The student who made the nooses has not been named and she released a statement saying she had no social or political intentions with her project.
“My intention with my sculpture project was to convey the cycle of death and rebirth that comes with the arrival of spring,” the statement read. “I had no social or political statement in mind. I cannot apologize enough for the pain my artwork has caused.”
Campus Safety removed the nooses after 45 minutes of deliberation on April 18, after deeming the nooses a safety and public welfare issue.
President Alisa White, Executive Director of Public Relations and Marketing Bill Persinger and Chief Diversity Officer David Davenport hosted an open forum for three hours on Thursday, April 21, in an attempt to answer all of the community’s questions regarding the nooses.
This is not the first time racist symbols have made an appearance on campus.
In 2003, APSU Police investigated a noose hung from a tree in front of the MUC Plaza on Oct. 19, according to past reports from The All State.

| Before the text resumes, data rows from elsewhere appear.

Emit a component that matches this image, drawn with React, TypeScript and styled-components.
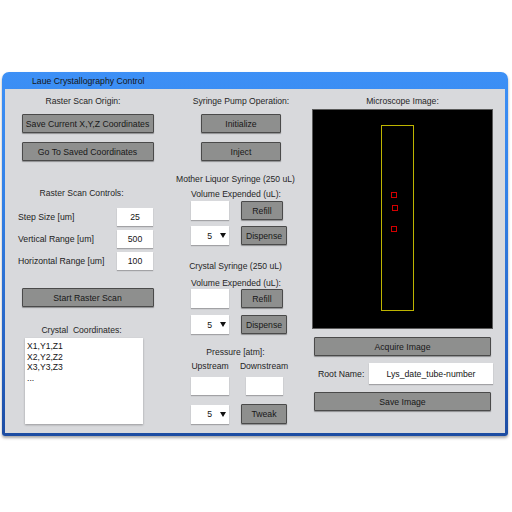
import React from "react";
import styled, { createGlobalStyle } from "styled-components";

const Global = createGlobalStyle`
  html, body { margin: 0; padding: 0; background: #ffffff; }
  body { font-family: "Liberation Sans", Arial, Helvetica, sans-serif; color: #1c1c1c; }
  * { box-sizing: border-box; }
`;

const Page = styled.div`
  padding: 72px 0 0 2px;
  width: 512px;
  height: 512px;
`;

const Window = styled.div`
  width: 506px;
  border-radius: 7px 7px 3px 3px;
  background: linear-gradient(180deg, #3d90f6 0%, #3280e6 35%, #2560c0 80%, #1c4ca2 100%);
  padding: 0 3px 3px 3px;
  box-shadow: 0 2px 3px rgba(0, 0, 0, 0.35);
`;

const TitleBar = styled.div`
  height: 17px;
  display: flex;
  align-items: center;
  padding-left: 27px;
  font-size: 8.7px;
  color: #161616;
`;

const Panel = styled.div`
  background: #d8d9dc;
  height: 344px;
  display: grid;
  grid-template-columns: 165px 142px 181px;
  align-items: start;
`;

const Column = styled.div`
  display: flex;
  flex-direction: column;
  align-items: center;
`;

const Heading = styled.div<{ $mt?: number; $pr?: number }>`
  align-self: stretch;
  text-align: center;
  font-size: 8.6px;
  line-height: 12px;
  height: 12px;
  white-space: nowrap;
  color: #262626;
  margin-top: ${(p) => p.$mt ?? 0}px;
  padding-right: ${(p) => p.$pr ?? 0}px;
`;

const Button = styled.button<{ $w: number; $h?: number; $mt?: number }>`
  width: ${(p) => p.$w}px;
  height: ${(p) => p.$h ?? 19}px;
  margin-top: ${(p) => p.$mt ?? 0}px;
  padding: 0;
  background: #8e8f8e;
  border: 1px solid #4a4a4a;
  border-radius: 1px;
  box-shadow: 0 1px 1px rgba(0, 0, 0, 0.35);
  font-family: inherit;
  font-size: 8.7px;
  color: #181818;
  white-space: nowrap;
  display: flex;
  align-items: center;
  justify-content: center;
`;

const Field = styled.div<{ $w: number; $h?: number }>`
  width: ${(p) => p.$w}px;
  height: ${(p) => p.$h ?? 18}px;
  background: #ffffff;
  box-shadow: 0 1px 1px rgba(0, 0, 0, 0.25);
  display: flex;
  align-items: center;
  justify-content: center;
  font-size: 8.7px;
  color: #151515;
  white-space: nowrap;
`;

const FieldList = styled.div`
  align-self: flex-start;
  margin: 9px 0 0 13px;
  width: 135px;
  display: grid;
  row-gap: 4px;
`;

const FieldRow = styled.div`
  display: flex;
  align-items: center;
  justify-content: space-between;
  font-size: 8.7px;
  color: #222222;
`;

const CoordList = styled.div`
  align-self: flex-start;
  margin: 2px 0 0 20px;
  width: 118px;
  height: 86px;
  background: #ffffff;
  box-shadow: 0 1px 2px rgba(0, 0, 0, 0.3);
  padding: 3px 2px;
  font-size: 8.6px;
  line-height: 10.7px;
  color: #151515;
`;

const PairRow = styled.div<{ $mt?: number }>`
  align-self: flex-start;
  margin: ${(p) => p.$mt ?? 0}px 0 0 21px;
  display: grid;
  grid-template-columns: 38px 46px;
  column-gap: 12px;
  align-items: center;
`;

const Cell = styled.div`
  display: flex;
  justify-content: center;
  font-size: 8.6px;
  line-height: 12px;
  white-space: nowrap;
  color: #262626;
`;

const LeftCell = styled.div`
  display: flex;
  justify-content: flex-start;
`;

const SelectBox = styled.div`
  width: 38px;
  height: 19px;
  background: #ffffff;
  box-shadow: 0 1px 1px rgba(0, 0, 0, 0.25);
  display: flex;
  align-items: center;
  justify-content: flex-end;
  gap: 8px;
  padding-right: 3px;
  font-size: 8.7px;
  color: #151515;
`;

const Caret = styled.span`
  width: 0;
  height: 0;
  border-left: 3.5px solid transparent;
  border-right: 3.5px solid transparent;
  border-top: 5px solid #111111;
`;

const Viewer = styled.div`
  margin-top: 2px;
  width: 181px;
  height: 220px;
  background: #000000;
  border: 1px solid #5a5a5a;
`;

const RootRow = styled.div<{ $mt?: number }>`
  margin-top: ${(p) => p.$mt ?? 0}px;
  width: 181px;
  padding-left: 6px;
  display: flex;
  align-items: center;
  justify-content: space-between;
  font-size: 8.7px;
  color: #222222;
`;

function Select() {
  return (
    <SelectBox>
      <span>5</span>
      <Caret />
    </SelectBox>
  );
}

export default function App() {
  return (
    <Page>
      <Global />
      <Window>
        <TitleBar>Laue Crystallography Control</TitleBar>
        <Panel>
          <Column>
            <Heading $mt={6} $pr={9}>Raster Scan Origin:</Heading>
            <Button $w={132} $mt={7}>Save Current X,Y,Z Coordinates</Button>
            <Button $w={132} $mt={9}>Go To Saved Coordinates</Button>
            <Heading $mt={26} $pr={12}>Raster Scan Controls:</Heading>
            <FieldList>
              <FieldRow>
                <span>Step Size [um]</span>
                <Field $w={36}>25</Field>
              </FieldRow>
              <FieldRow>
                <span>Vertical Range [um]</span>
                <Field $w={36}>500</Field>
              </FieldRow>
              <FieldRow>
                <span>Horizontal Range [um]</span>
                <Field $w={36}>100</Field>
              </FieldRow>
            </FieldList>
            <Button $w={132} $mt={18}>Start Raster Scan</Button>
            <Heading $mt={17} $pr={12}>Crystal&nbsp; Coordinates:</Heading>
            <CoordList>
              <div>X1,Y1,Z1</div>
              <div>X2,Y2,Z2</div>
              <div>X3,Y3,Z3</div>
              <div>...</div>
            </CoordList>
          </Column>

          <Column>
            <Heading $mt={6}>Syringe Pump Operation:</Heading>
            <Button $w={80} $mt={7}>Initialize</Button>
            <Button $w={80} $mt={9}>Inject</Button>
            <Heading $mt={12} $pr={11}>Mother Liquor Syringe (250 uL)</Heading>
            <Heading $mt={3} $pr={10}>Volume Expended (uL):</Heading>
            <PairRow $mt={1}>
              <Field $w={38} $h={19} />
              <LeftCell><Button $w={42}>Refill</Button></LeftCell>
            </PairRow>
            <PairRow $mt={6}>
              <Select />
              <LeftCell><Button $w={46}>Dispense</Button></LeftCell>
            </PairRow>
            <Heading $mt={15} $pr={11}>Crystal Syringe (250 uL)</Heading>
            <Heading $mt={5} $pr={10}>Volume Expended (uL):</Heading>
            <PairRow $mt={0}>
              <Field $w={38} $h={19} />
              <LeftCell><Button $w={42}>Refill</Button></LeftCell>
            </PairRow>
            <PairRow $mt={7}>
              <Select />
              <LeftCell><Button $w={46}>Dispense</Button></LeftCell>
            </PairRow>
            <Heading $mt={12} $pr={11}>Pressure [atm]:</Heading>
            <PairRow $mt={2}>
              <Cell>Upstream</Cell>
              <Cell>Downstream</Cell>
            </PairRow>
            <PairRow $mt={5}>
              <Field $w={38} $h={18} />
              <Cell><Field $w={37} $h={18} /></Cell>
            </PairRow>
            <PairRow $mt={9}>
              <Select />
              <LeftCell><Button $w={46} $h={20}>Tweak</Button></LeftCell>
            </PairRow>
          </Column>

          <Column>
            <Heading $mt={6}>Microscope Image:</Heading>
            <Viewer>
              <svg width="179" height="218" viewBox="0 0 179 218">
                <rect x="68.5" y="15.5" width="32" height="185" fill="none" stroke="#bdb400" strokeWidth="1" />
                <rect x="78.5" y="82.5" width="5" height="5" fill="none" stroke="#d40000" strokeWidth="1" />
                <rect x="79.5" y="95.5" width="5" height="5" fill="none" stroke="#d40000" strokeWidth="1" />
                <rect x="78.5" y="116.5" width="5" height="5" fill="none" stroke="#d40000" strokeWidth="1" />
              </svg>
            </Viewer>
            <Button $w={177} $mt={8}>Acquire Image</Button>
            <RootRow $mt={7}>
              <span>Root Name:</span>
              <Field $w={124} $h={21}>Lys_date_tube-number</Field>
            </RootRow>
            <Button $w={177} $mt={8}>Save Image</Button>
          </Column>
        </Panel>
      </Window>
    </Page>
  );
}
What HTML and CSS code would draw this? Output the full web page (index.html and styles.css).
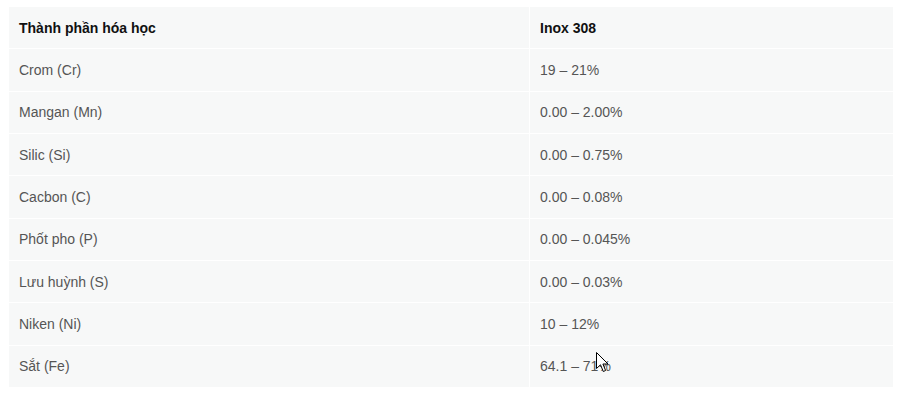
FILE: index.html
```html
<!DOCTYPE html>
<html lang="vi">
<head>
<meta charset="utf-8">
<link rel="stylesheet" href="styles.css">
</head>
<body>
<div class="wrap">
<table class="spec">
  <thead>
    <tr><th class="c1">Thành phần hóa học</th><th>Inox 308</th></tr>
  </thead>
  <tbody>
    <tr><td class="c1">Crom (Cr)</td><td>19 – 21%</td></tr>
    <tr><td class="c1">Mangan (Mn)</td><td>0.00 – 2.00%</td></tr>
    <tr><td class="c1">Silic (Si)</td><td>0.00 – 0.75%</td></tr>
    <tr><td class="c1">Cacbon (C)</td><td>0.00 – 0.08%</td></tr>
    <tr><td class="c1">Phốt pho (P)</td><td>0.00 – 0.045%</td></tr>
    <tr><td class="c1">Lưu huỳnh (S)</td><td>0.00 – 0.03%</td></tr>
    <tr><td class="c1">Niken (Ni)</td><td>10 – 12%</td></tr>
    <tr><td class="c1">Sắt (Fe)</td><td>64.1 – 71%</td></tr>
  </tbody>
</table>
<svg class="cursor" width="13" height="21" viewBox="0 0 13 21"><path d="M0.5 0.5 L0.5 16.5 L4.5 12.8 L7.3 19.5 L9.6 18.5 L6.9 12 L12 12 Z" fill="#fff" stroke="#000" stroke-width="1" stroke-linejoin="miter"/></svg>
</div>
</body>
</html>
```
FILE: styles.css
```css
html, body {
  margin: 0;
  padding: 0;
  background: #ffffff;
}
.wrap {
  position: relative;
  padding: 6px 7px 0 8px;
}
.spec {
  width: 886px;
  border-collapse: collapse;
  background: #f7f8f8;
  font-family: "Liberation Sans", Arial, sans-serif;
  font-size: 14px;
  color: #555555;
}
.spec th,
.spec td {
  border: 1px solid #ffffff;
  height: 42.33px;
  padding: 0 10px;
  text-align: left;
  vertical-align: middle;
  box-sizing: border-box;
}
.spec th {
  font-weight: bold;
  color: #111111;
}
.spec .c1 {
  width: 521px;
}
.cursor {
  position: absolute;
  left: 596px;
  top: 352px;
}
```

The noose was reported to police and university officials two days later on Oct. 21.
Previous University President Sherry Hoppe said the noose was a threat to APSU’s search for a “welcoming” campus.
“I want to personally reaffirm the university’s position on this matter,” Hoppe said in an email following the events. “Our goal at APSU is to have a campus climate that is welcoming and comfortable for all.”
According to the past reports, police interviewed potential witnesses but they do not indicate whether or not an arrest was made.
Two years later, in 2005, a Spider-man doll was hung from a tree outside the MUC.
According to the Feb. 9, 2005, edition of TAS, what seemed to start as a prank became more sinister after witnesses like Cindy Nugent, a student at the time, said the doll looked racially-influenced.
“It did not look like a Spider-man doll to me when it was knocked down,” Nugent said. “It looked like a black guy with his hands behind his back bound in electric tape.”
The doll was found on Jan. 31, and it was removed the same day.
Hoppe again sent out an email in response to the doll, saying the university was contacting the Montgomery County District Attorney, the Tennessee Bureau of Investigation and the FBI to aid in the investigation.
This TAS report did not indicate an arrest was made.